Peterson algorithm in Java?

Gabriel Ščerbák picture Gabriel Ščerbák · May 26, 2010 · Viewed 14k times · Source

Is there example implementation of Peterson algorithm for mutual exclusion in Java?

Answer

jasonmp85 picture jasonmp85 · May 26, 2010

No one here has provided a correct/safe implementation of this algorithm in Java. I'm not sure how John W's solution is supposed to work since it's got pieces missing (namely the declarations of the ThreadLocals and an explanation of what is supposed to be in his array—primitive booleans don't have get() and set()).

Chapter 17 of the Java Language Specification explains the Java memory model. Of particular interest is Section 17.4.5, which describes the happens-before order. It's pretty easy to think about within a single thread. Consider the snippet:

int x, y, z, w;
x = 0;
y = 5;

z = x;
w = y;

Everyone will agree that at the end of this snippet, both x and z are equal to 0 and both y and w are equal to 5. Ignoring the declarations, we have six actions here:

  1. A write to x
  2. A write to y
  3. A read from x
  4. A write to z
  5. A read from y
  6. A write to w

Because they all appear in the same thread, the JLS says that these reads and writes are guaranteed to exhibit this ordering: each action n above (because the actions are in a single thread) has a happens-before relationship with all actions m, m > n.

But what about different threads? For normal field accesses, there are no happens-before relationships established between threads. This means a Thread A could increment a shared variable and Thread B might read that variable but not see the new value. In the program's execution in the JVM, the propagation of Thread A's write may have been reordered to happen after Thread B's read.

In fact, Thread A could write to a variable x, and then to a variable y, establishing a happens-before relationship between those two actions within Thread A. But Thread B may read x and y and it is legal for B to get the new value of y before the new value of x appears. The spec says:

More specifically, if two actions share a happens-before relationship, they do not necessarily have to appear to have happened in that order to any code with which they do not share a happens-before relationship.
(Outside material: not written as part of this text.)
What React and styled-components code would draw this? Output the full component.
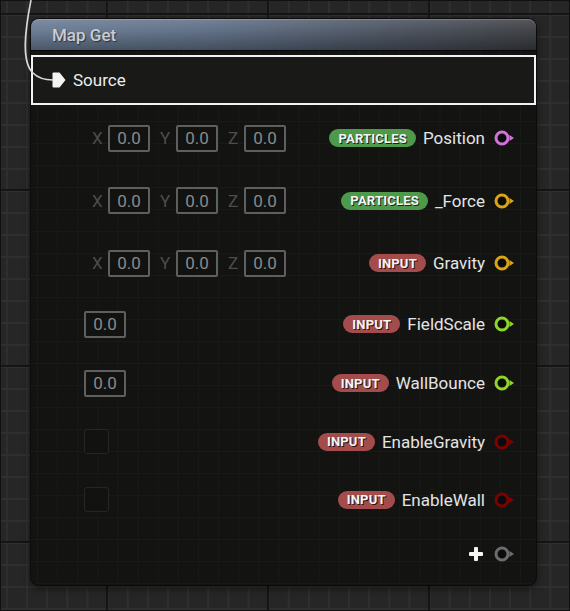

How do we fix this? For normal field accesses, the volatile keyword is enough:

A write to a volatile variable (§8.3.1.4) v synchronizes-with all subsequent reads of v by any thread (where subsequent is defined according to the synchronization order).

synchronizes-with is a stronger condition than happens-before, and since happens-before is transitive, if Thread A wants Thread B to see its writes to x and y, it just needs to write to a volatile variable z after writing x and y. Thread B needs to read from z before reading x and y and it will be guaranteed to see the new values of x and y.
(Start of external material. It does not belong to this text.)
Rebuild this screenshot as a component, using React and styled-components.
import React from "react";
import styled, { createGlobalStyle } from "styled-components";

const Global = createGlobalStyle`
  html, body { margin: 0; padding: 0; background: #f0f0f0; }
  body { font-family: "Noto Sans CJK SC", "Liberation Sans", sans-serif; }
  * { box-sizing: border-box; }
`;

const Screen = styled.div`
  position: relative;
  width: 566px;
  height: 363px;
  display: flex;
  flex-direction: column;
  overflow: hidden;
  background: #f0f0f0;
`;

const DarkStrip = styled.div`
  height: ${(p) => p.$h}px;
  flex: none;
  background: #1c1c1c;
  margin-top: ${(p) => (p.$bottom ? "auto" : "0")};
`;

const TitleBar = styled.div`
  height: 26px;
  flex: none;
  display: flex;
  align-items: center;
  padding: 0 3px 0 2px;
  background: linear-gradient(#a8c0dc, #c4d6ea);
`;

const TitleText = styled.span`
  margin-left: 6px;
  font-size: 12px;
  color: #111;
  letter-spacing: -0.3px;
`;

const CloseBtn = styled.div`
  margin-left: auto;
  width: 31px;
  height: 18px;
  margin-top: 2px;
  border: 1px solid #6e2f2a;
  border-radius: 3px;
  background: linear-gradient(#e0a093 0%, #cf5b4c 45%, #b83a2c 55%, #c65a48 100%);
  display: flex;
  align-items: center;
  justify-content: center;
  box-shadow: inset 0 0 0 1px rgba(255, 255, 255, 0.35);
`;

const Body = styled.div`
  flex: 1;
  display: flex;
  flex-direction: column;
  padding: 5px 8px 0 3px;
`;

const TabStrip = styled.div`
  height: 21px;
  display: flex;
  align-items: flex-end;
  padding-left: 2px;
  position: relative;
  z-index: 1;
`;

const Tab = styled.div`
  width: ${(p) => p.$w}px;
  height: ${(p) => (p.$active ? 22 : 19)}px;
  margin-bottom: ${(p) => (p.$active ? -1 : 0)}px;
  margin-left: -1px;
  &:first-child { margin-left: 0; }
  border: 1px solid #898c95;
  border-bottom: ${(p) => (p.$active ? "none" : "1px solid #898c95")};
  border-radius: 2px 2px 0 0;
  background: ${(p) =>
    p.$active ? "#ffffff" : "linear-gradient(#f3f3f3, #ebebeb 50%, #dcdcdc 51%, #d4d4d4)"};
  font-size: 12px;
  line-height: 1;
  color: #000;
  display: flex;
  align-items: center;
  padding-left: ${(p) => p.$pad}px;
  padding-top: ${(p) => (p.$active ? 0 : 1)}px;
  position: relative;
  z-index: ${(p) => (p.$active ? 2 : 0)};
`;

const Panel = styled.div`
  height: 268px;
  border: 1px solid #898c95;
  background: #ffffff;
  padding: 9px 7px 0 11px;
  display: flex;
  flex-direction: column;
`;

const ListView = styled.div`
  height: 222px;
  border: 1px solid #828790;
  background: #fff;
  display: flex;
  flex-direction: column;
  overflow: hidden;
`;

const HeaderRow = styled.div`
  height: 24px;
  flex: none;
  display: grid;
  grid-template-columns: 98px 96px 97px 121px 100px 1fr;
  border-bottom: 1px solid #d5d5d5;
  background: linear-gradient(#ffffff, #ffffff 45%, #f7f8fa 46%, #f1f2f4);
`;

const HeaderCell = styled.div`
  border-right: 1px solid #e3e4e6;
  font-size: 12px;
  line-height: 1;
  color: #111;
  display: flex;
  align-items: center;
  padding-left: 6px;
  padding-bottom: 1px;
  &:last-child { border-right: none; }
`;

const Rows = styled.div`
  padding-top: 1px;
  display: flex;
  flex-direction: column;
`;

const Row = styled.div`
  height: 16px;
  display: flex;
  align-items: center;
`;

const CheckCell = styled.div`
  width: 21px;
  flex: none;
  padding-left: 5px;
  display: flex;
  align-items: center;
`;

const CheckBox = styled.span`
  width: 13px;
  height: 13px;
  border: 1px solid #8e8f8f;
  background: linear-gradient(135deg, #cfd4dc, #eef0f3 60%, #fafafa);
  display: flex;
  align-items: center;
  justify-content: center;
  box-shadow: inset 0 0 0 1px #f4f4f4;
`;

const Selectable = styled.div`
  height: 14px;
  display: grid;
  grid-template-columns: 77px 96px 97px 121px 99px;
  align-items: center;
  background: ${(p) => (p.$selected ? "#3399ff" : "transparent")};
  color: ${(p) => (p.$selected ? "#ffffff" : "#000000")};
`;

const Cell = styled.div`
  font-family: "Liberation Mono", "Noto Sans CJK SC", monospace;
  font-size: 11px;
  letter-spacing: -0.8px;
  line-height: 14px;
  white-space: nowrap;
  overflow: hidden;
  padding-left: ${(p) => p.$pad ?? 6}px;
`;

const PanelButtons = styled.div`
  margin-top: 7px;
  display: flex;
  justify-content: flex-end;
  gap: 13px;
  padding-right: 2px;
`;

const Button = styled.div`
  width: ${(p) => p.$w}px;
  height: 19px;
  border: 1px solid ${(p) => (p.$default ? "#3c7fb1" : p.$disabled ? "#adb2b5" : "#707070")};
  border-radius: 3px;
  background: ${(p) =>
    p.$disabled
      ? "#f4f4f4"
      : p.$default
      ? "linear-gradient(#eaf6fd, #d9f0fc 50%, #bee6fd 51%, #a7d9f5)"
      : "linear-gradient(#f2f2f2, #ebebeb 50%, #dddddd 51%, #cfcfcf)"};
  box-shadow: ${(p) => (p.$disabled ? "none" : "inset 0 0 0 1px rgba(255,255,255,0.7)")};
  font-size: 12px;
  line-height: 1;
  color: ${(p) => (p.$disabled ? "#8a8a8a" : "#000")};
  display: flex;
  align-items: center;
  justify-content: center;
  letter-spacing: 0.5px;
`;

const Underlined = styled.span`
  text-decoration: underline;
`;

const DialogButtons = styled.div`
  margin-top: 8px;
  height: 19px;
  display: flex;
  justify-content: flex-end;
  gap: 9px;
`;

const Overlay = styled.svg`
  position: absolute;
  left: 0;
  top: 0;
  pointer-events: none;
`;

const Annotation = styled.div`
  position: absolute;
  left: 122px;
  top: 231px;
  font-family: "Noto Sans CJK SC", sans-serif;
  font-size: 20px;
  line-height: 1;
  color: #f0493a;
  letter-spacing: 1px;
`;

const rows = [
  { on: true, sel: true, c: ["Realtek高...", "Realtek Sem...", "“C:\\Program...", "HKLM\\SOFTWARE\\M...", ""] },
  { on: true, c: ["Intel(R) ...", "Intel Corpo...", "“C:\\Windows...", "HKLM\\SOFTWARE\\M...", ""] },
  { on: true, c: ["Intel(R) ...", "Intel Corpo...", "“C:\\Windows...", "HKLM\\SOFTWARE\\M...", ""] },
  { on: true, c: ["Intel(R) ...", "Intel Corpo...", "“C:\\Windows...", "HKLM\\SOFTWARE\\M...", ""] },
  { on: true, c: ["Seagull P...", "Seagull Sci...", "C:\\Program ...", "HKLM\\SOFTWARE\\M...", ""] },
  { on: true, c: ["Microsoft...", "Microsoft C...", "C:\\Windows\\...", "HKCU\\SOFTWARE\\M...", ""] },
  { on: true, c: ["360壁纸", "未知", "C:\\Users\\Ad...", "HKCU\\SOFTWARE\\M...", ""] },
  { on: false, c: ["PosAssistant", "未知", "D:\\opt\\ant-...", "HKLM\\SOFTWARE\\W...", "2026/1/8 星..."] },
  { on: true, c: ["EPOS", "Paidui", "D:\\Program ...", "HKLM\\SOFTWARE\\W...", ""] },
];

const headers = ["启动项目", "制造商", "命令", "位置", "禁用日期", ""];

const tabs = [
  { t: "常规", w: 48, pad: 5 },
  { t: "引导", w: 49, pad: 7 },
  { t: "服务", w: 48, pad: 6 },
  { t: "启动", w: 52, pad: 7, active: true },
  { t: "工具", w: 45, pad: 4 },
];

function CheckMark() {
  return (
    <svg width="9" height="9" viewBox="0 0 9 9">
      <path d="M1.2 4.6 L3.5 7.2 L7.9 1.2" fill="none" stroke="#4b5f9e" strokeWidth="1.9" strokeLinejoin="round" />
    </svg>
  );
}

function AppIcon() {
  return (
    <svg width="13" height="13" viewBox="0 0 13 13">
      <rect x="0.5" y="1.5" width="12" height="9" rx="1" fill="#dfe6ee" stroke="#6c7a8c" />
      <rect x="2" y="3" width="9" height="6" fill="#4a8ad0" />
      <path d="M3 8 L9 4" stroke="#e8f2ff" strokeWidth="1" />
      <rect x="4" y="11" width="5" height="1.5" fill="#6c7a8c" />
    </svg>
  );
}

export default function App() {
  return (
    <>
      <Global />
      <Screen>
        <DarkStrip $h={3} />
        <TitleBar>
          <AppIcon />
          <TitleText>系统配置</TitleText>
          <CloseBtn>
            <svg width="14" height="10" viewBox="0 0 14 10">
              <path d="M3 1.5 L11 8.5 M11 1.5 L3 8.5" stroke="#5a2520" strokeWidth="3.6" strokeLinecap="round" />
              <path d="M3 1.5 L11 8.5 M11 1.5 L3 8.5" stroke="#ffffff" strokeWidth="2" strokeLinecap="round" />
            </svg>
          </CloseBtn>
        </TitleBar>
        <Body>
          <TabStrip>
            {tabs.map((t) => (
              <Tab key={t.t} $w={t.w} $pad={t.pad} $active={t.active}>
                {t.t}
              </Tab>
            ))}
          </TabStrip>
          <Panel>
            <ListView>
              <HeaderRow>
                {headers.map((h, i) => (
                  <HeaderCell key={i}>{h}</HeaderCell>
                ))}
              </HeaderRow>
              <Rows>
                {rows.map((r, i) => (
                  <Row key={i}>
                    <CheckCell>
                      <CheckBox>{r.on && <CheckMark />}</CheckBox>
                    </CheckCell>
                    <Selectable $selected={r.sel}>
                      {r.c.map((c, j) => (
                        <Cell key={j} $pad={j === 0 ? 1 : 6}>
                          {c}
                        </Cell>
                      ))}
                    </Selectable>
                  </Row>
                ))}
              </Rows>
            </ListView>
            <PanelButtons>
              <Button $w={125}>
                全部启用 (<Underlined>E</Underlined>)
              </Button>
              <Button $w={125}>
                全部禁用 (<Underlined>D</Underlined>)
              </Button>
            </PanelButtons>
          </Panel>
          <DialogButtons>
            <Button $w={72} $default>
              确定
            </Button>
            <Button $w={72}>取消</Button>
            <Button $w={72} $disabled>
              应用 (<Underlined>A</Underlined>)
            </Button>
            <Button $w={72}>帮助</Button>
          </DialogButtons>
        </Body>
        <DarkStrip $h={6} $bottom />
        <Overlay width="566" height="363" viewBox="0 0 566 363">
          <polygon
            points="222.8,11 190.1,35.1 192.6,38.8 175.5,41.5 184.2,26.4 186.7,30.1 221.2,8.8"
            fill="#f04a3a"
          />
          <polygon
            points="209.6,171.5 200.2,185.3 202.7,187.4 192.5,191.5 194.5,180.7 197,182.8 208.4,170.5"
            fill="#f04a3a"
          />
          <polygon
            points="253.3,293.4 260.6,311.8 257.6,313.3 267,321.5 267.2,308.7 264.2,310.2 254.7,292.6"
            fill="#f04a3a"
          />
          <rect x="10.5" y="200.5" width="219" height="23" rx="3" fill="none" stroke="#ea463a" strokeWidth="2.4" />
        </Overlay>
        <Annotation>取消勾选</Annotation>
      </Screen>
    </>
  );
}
In Gabriel's solution, we see this pattern: a write occurs to in, which would not be visible to other threads, but then a write occurs to turn, so other threads are guaranteed to see both writes as long as they read turn first.

Unfortunately, the while loop's conditional is backwards: to guarantee a thread does not see stale data for in, the while loop should read from turn first:

    // ...
    while (turn == other() && in[other()]) {
        // ...

With this fix in mind, most of the rest of the solution is ok: in the critical section, we don't care about staleness of data because, well, we're in the critical section! The only other flaw comes at the end: the Runnable sets in[id] to a new value and exits. Will the other Thread be guaranteed to see the new value of in[id]? The spec says no:

The final action in a thread T1 synchronizes-with any action in another thread T2 that detects that T1 has terminated. T2 may accomplish this by calling T1.isAlive() or T1.join().
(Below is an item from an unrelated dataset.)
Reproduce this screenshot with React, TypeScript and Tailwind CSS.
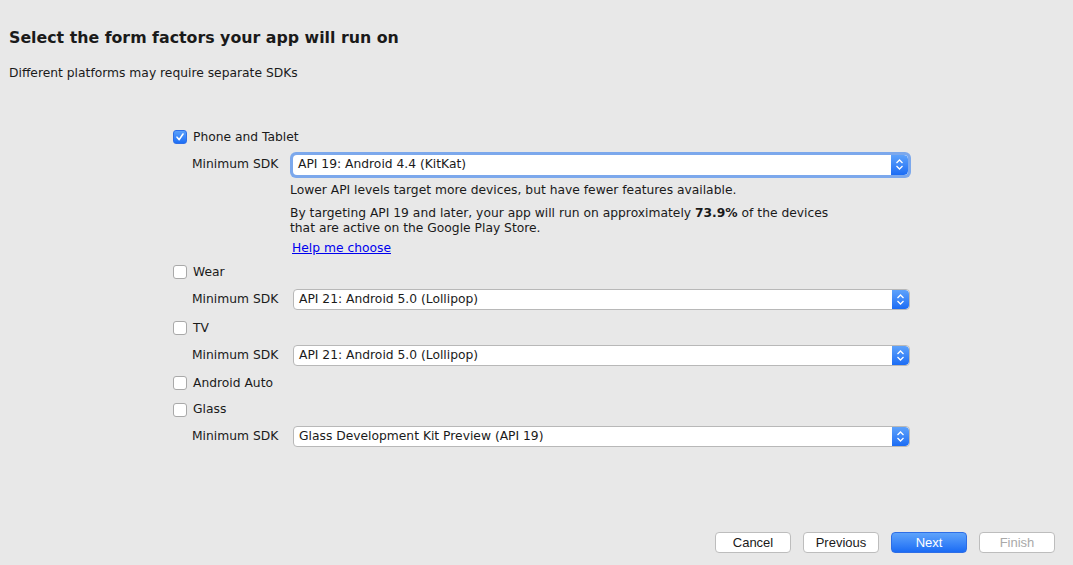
import React from "react";

const font = { fontFamily: '"DejaVu Sans", Verdana, sans-serif' };

function Checkbox({ checked }: { checked?: boolean }) {
  if (checked) {
    return (
      <div className="flex h-[14px] w-[14px] items-center justify-center rounded-[3px] border border-[#2f6fe8] bg-gradient-to-b from-[#5aa0fb] to-[#1c6ef5]">
        <svg width="10" height="10" viewBox="0 0 10 10">
          <path d="M2 5.2 L4.2 7.6 L8 2" fill="none" stroke="white" strokeWidth="1.6" strokeLinecap="round" strokeLinejoin="round" />
        </svg>
      </div>
    );
  }
  return <div className="h-[14px] w-[14px] rounded-[3px] border border-[#a9a9a9] bg-white" />;
}

function Arrows() {
  return (
    <div className="flex h-full w-[17px] items-center justify-center rounded-r-[4px] bg-gradient-to-b from-[#5ea2fb] to-[#1b6cf4]">
      <svg width="9" height="13" viewBox="0 0 9 13">
        <path d="M1.5 5 L4.5 2 L7.5 5 M1.5 8 L4.5 11 L7.5 8" fill="none" stroke="white" strokeWidth="1.3" />
      </svg>
    </div>
  );
}

function Select({ value, focused }: { value: string; focused?: boolean }) {
  if (focused) {
    return (
      <div className="ml-[10px] rounded-[6px] bg-[#7ca8ec] p-[3px]">
        <div className="flex h-[20px] w-[615px] items-center overflow-hidden rounded-[4px] bg-white">
          <span className="flex-1 pl-[5px] text-[12.3px] text-[#1a1a1a]">{value}</span>
          <Arrows />
        </div>
      </div>
    );
  }
  return (
    <div className="ml-[13px] flex h-[21px] w-[617px] items-center overflow-hidden rounded-[4px] border border-[#b8b8b8] bg-white">
      <span className="flex-1 pl-[5px] text-[12.3px] text-[#1a1a1a]">{value}</span>
      <Arrows />
    </div>
  );
}

function CheckRow({ label, checked, h }: { label: string; checked?: boolean; h: string }) {
  return (
    <div className={`flex items-center ${h}`}>
      <Checkbox checked={checked} />
      <span className="ml-[6px] text-[12.3px] text-[#1a1a1a]">{label}</span>
    </div>
  );
}

function SdkRow({ value, focused }: { value: string; focused?: boolean }) {
  return (
    <div className="flex h-[28px] items-center pl-[19px] pb-[1px]">
      <span className="w-[88px] whitespace-nowrap text-[12.3px] text-[#1a1a1a]">Minimum SDK</span>
      <Select value={value} focused={focused} />
    </div>
  );
}

function Button({ label, primary, disabled }: { label: string; primary?: boolean; disabled?: boolean }) {
  const base = "flex h-[21px] w-[76px] items-center justify-center rounded-[4px] text-[13px] pt-[1px]";
  if (primary) {
    return (
      <div className={`${base} border border-[#2e6ee6] bg-gradient-to-b from-[#5ea3fb] to-[#1a6bf4] text-white`} style={{ fontFamily: '"Liberation Sans", Arial, sans-serif' }}>
        {label}
      </div>
    );
  }
  return (
    <div
      className={`${base} border border-[#bdbdbd] bg-white ${disabled ? "text-[#a9a9a9]" : "text-[#1a1a1a]"}`}
      style={{ fontFamily: '"Liberation Sans", Arial, sans-serif' }}
    >
      {label}
    </div>
  );
}

export default function App() {
  return (
    <div className="flex h-[565px] w-[1073px] flex-col bg-[#e8e8e8]" style={font}>
      {/* Header */}
      <div className="pl-[9px] pt-[28px]">
        <h1 className="text-[15.8px] font-bold leading-[20px] text-[#1a1a1a]">Select the form factors your app will run on</h1>
        <p className="mt-[18px] text-[12.3px] leading-[15px] text-[#1a1a1a]">Different platforms may require separate SDKs</p>
      </div>

      {/* Form factors */}
      <div className="mt-[42px] pl-[173px]">
        <CheckRow label="Phone and Tablet" checked h="h-[28px]" />
        <SdkRow value="API 19: Android 4.4 (KitKat)" focused />
        <div className="pl-[117px] text-[12.3px] leading-[15px] text-[#1a1a1a]">
          <p className="mt-[4px]">Lower API levels target more devices, but have fewer features available.</p>
          <p className="mt-[8px]">
            By targeting API 19 and later, your app will run on approximately <b>73.9%</b> of the devices
            <br />
            that are active on the Google Play Store.
          </p>
          <a className="ml-[2px] mt-[5px] block w-fit text-[#0000ee] underline">Help me choose</a>
        </div>
        <div className="mt-[2px]">
          <CheckRow label="Wear" h="h-[28px]" />
          <SdkRow value="API 21: Android 5.0 (Lollipop)" />
          <CheckRow label="TV" h="h-[28px]" />
          <SdkRow value="API 21: Android 5.0 (Lollipop)" />
          <CheckRow label="Android Auto" h="h-[26px]" />
          <CheckRow label="Glass" h="h-[27px]" />
          <SdkRow value="Glass Development Kit Preview (API 19)" />
        </div>
      </div>

      {/* Footer */}
      <div className="mt-auto flex justify-end gap-[12px] pb-[12px] pr-[18px]">
        <Button label="Cancel" />
        <Button label="Previous" />
        <Button label="Next" primary />
        <Button label="Finish" disabled />
      </div>
    </div>
  );
}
So how do we fix it? Just add another write to turn at the end of the method:

    // ...
    in[id] = false;
    turn = other();
}
// ...

Since we reordered the while loop, the other thread will be guaranteed to see the new false value of in[id] because the write to in[id] happens-before the write to turn happens-before the read from turn happens-before the read from in[id].

Needless to say, without a metric ton of comments, this method is brittle and someone could come along and change something and subtly break the correctness. Just declaring the array volatile is not good enough: as explained in this thread by Bill Pugh (one of the lead researchers for the Java memory model), declaring an array volatile makes updates to the array reference visible to other threads. Updates to array elements are not necessarily visible (hence all the loops we just had to jump through by using another volatile variable to guard access to the array elements).

If you want your code to be clear and concise, keep it the way it is and change in to be an AtomicIntegerArray (use 0 for false, 1 for true; there is no AtomicBooleanArray). This class acts like an array whose elements are all volatile, and so will solve all our problems nicely. Alternatively, you could just declare two volatile variables, boolean in0 and boolean in1, and update them instead of using a boolean array.